Courtesy of Kerry Matre
According to Daugherty, the state has allocated $70 million from the TABOR reserve since 2018 for fire response efforts, so finding another means of funding is part of the goal. “Early detection is so incredibly important, because right now we're relying on hikers or people driving by, or people seeing smoke off in a distance,” she says. “We’re hoping that by catching it early, we can put it out quicker and limit the people who are going to be affected by wildfires.”

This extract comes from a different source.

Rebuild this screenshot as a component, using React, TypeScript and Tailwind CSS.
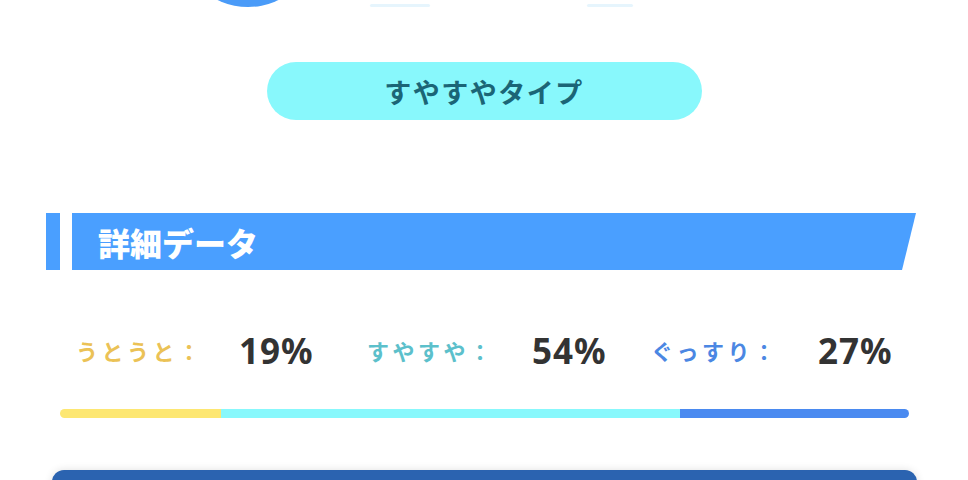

Balentine says Aspen Fire helped train Pano’s AI formula to understand Colorado's landscape so that future departments would have a leg up if they used the same company. For example, the cameras first detected whirlwinds of lake and stream water as fire smoke, but the system has since learned to ignore those false positives. Even leaves changing colors in the fall freaked the cameras out at first, he adds. After a few years of refinement, however, Aspen Fire has an accurate feel of what's going on after camera notifications.
Fire departments don’t have enough resources to tame every fire right when it starts, Balentine notes, but the cameras help him allocate more effectively. If there’s a blip that looks small, the department can send one truck to check things out without manning entire crews. On the flip side, if someone reports smoke and Aspen Fire sends one truck to investigate without looking at the cameras, the blaze could be out of control before the scout truck arrives. Aspen Fire can also monitor controlled burns with the cameras, freeing up more firefighters for unexpected calls.
Balentine is speaking with insurance agencies regularly, he says, and believes that as the technology becomes more proven and widespread, companies will consider the presence of AI cameras as a factor in property insurance policies.
“Getting information in the early stages, quite frankly, is the only hope we have of beating this beast,” he says. “We have proven it does work.”
Balentine hopes to attend SB 011's first hearing, scheduled for Wednesday, February 5, in the Senate Transportation & Energy Committee.